The brakes are stock ’02, albeit with brand-new calipers and lines. The suspension remains stock, as well: Hartounian re-used the same components that were on the car when he bought it. At the end of each axle, however, he fitted eye-catching BBS RS three-piece alloys. They may not be period correct, but they certainly look purposeful, particularly without their center caps. The 15-inch wheels have been shod with Toyo Proxes tires that measure 205/50-15 at all four corners, providing a lot more grip than the original 165-section 13s.

Photo: Home Brew ’02 7

S14 in stealth mode

Thanks to the car’s bone-stock appearance inside and out—with the exception of those BBS alloys, of course—this car could pass for an original ’02. Even from behind the wheel, it doesn’t reveal its true character until I aim it at a straight section of road and give the S14 some throttle.

Acceleration is enthusiastic and strong, the fresh engine propelling the lightweight coupe down the road like the proverbial scalded cat.

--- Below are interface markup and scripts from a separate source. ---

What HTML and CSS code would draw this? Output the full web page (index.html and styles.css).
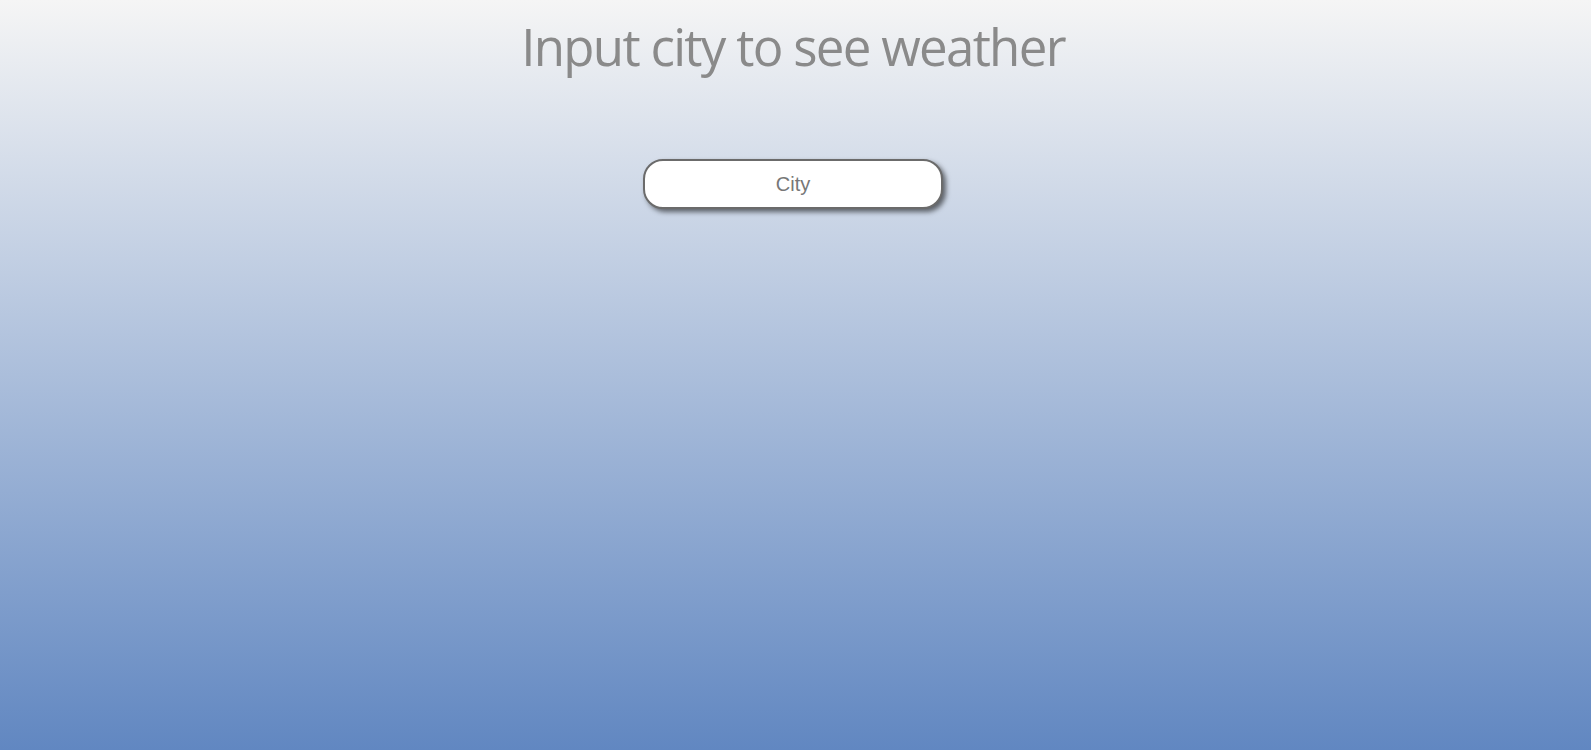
FILE: index.html
```html
<!DOCTYPE html>
<html lang="en">
<head>
<meta charset="utf-8">
<title>Weather</title>
<link rel="stylesheet" href="styles.css">
</head>
<body>
<main class="app">
  <h1 class="title">Input city to see weather</h1>
  <input class="city-input" type="text" placeholder="City">
</main>
</body>
</html>
```
FILE: styles.css
```css
html, body {
  margin: 0;
  height: 100%;
}
body {
  background: linear-gradient(to bottom, #f5f5f5 0%, #6187c1 100%);
  font-family: "Open Sans", "Noto Sans", sans-serif;
}
.app {
  display: flex;
  flex-direction: column;
  align-items: center;
  padding-right: 5px;
}
.title {
  margin: 11px 0 0;
  font-size: 51px;
  font-weight: 400;
  color: #8a8a8a;
  line-height: 70px;
  letter-spacing: -1.7px;
}
.city-input {
  margin-top: 78px;
  box-sizing: border-box;
  width: 300px;
  height: 50px;
  border: 2px solid #6b6b6b;
  border-radius: 20px;
  background: #fff;
  box-shadow: 3px 3px 5px rgba(0, 0, 0, 0.55);
  font-family: "Liberation Sans", Arial, sans-serif;
  font-size: 20px;
  text-align: center;
  outline: none;
}
.city-input::placeholder {
  color: #777;
}
```
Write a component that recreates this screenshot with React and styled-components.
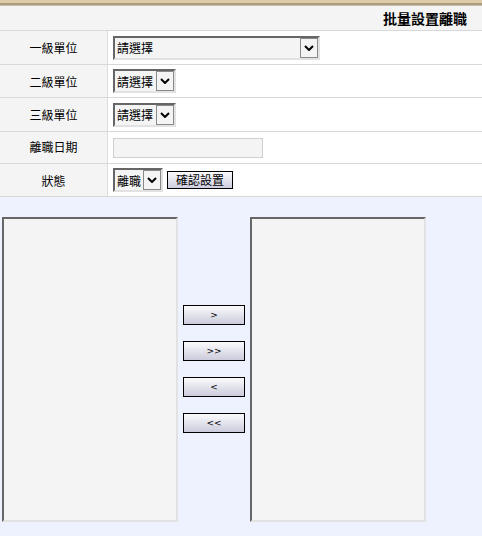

It sounds great, too, thanks to the Magnaflow muffler that Hartounian installed at the end of the exhaust, and which lends a wicked howl at higher engine speeds.

The rest of the car’s performance is much like that of a stock 2002, which is already a nimble, fun car to drive, thankfully. Sure, body roll is a little excessive around corners and the brakes are nothing to write home about, but the transplanted engine has transformed this old BMW into a far more capable machine without sacrificing any of the 2002’s vintage charm. On several occasions during our photo shoot, onlookers commented on what a great car it was.

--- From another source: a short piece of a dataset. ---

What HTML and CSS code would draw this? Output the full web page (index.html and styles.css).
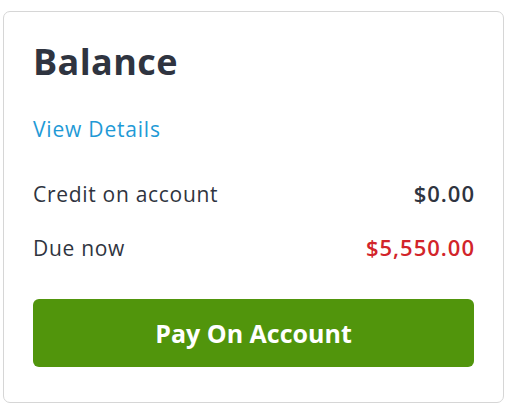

Working on his ’02 left Hartounian without a daily driver during the course of the project, so he bought an E39 540i Sport that he continues to use for the workaday commute. Although this 2002 was intended to fulfill that mundane purpose, it’s become something of a garage queen instead, stashed alongside his E30 M3 for safekeeping.

Even if he doesn’t drive it every day, Hartounian has saved a fine vintage BMW from rotting away in trailer-park ignominy. That he did so almost entirely on his own at at home is a bonus.